2015/06/03

シンポジウム開催報告[2/4]

シンポジウム開催報告 【第一部】社会情動的スキルを知る

社会情動的スキルを育む環境とは?

宮本 晃司●みやもと こうじ

OECD教育スキル局・「教育と社会発展」事業マネージャー。現在「子どもの社会情動的スキル形成」及び「社会情動的スキルの社会経済的効果」に関する政策研究・国際計量分析、国際縦断調査を統括する。世界銀行、OECD開発センター・雇用労働社会問題局を経て現職。

スキルを育む環境は山登りに似ている

 私からは、社会情動的スキルを育むために必要な環境と、学校、家庭、社会の果たす役割についてお話しします。
 山登りを例に、社会情動的スキルを伸ばすのに適した環境を考えてみましょう。たとえばアルピニストは、ある程度の認知的スキル(登山行程、登山道具の使い方、天候などの情報)と、社会情動的スキル(勇気、自信、モチベーション、コミュニケーション)の両方を備えて登山を開始します。出発後、各段階によって必要なスキルは変化しますが、上記二つのスキルを土台にして、シェルパを含む登山パーティーと助け合いながら困難な状況を乗り切り、ようやく頂上に辿り着くことができます。重要なのは、これらのスキルが登山のプロセスを通じて伸びうることです。

スキル形成には早期の教育投資が重要

 次にこれまでの社会情動的スキルに関する調査、研究でわかってきたことをお伝えします。一つ目は、「スキルはスキルを生む」、ということ。スキルが大きければ大きいほど、教育投資の効果も大きくなる。例えば、モチベーションの高い子供ほど新しい学習環境を生かす能力も高く、さらに社会情動的スキルを伸ばすことができます。二つ目は、社会情動的スキルは認知的スキルも伸ばすということです。例えば、自己肯定感が高い人ほど新たな学習環境を介してさらに認知スキルも伸ばします。
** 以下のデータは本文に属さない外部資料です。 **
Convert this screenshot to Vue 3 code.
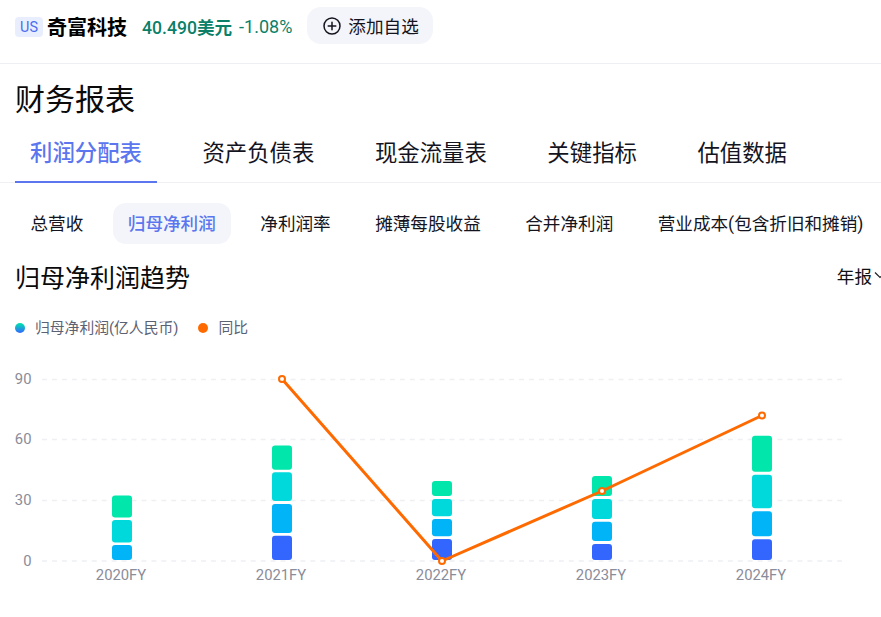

つまり、教育投資が早い段階で充分されていると、その後の教育投資の効果もさらに高まるということが言えます。

社会情動的スキルの育成に適した環境は?

 では社会情動的スキルはどのように伸ばせるのでしょうか。学校段階では、社会情動的スキルをのばすために特別にデザイン化されたプログラムがあります。代表的なものとして、Social and Emotional Learning (SEL)Programmesがありますが、これは、学科のなかに社会情動的スキル形成の要素を取り入れ、意識的にそのスキルを伸ばす手法です。アメリカではすでにさまざまなSELプログラムが実施され、その効果が高いものも特定されています。これ以外にも、学校と地域社会を連携した「サービス・ラーニング」というプログラムもあります。このプログラムは、社会体験を通して社会情動的スキルを学ぶことを目的としています。例えば、学科活動の中で、子供たちが清掃などのボランティア活動に従事し、その体験の後に、クラスに戻り、その活動の意義や体験後の感想などをクラスメイトと議論します。「サービス・ラーニング」はすでに、アメリカやイギリスの学科に取り入れられていますが、その学習効果が高いことを検証した研究もあります。
 多くの幼児介入プログラムでも社会情動的スキルを伸ばすことを目的としたものがあります。それらのプログラムの多くは幼児教育センターにおいて、子どものみならず保護者に対する介入も行います。これについてもアメリカにおいて多くの評価プログラムがあり、たとえば、子どもがセンターを出た後の犯罪率が低くなり、大学進学率が上がったという結果も出ています。
 成功したプログラムの特徴として挙げられるのは、教員や保護者、メンターと、子どもたちの間での強いアタッチメント(愛着)・コミュニケーションの強化が有効であることがわかっています。また教員及び保護者が適切な学習過程を導いていくための十分なスキルを備えるようにする必要があります。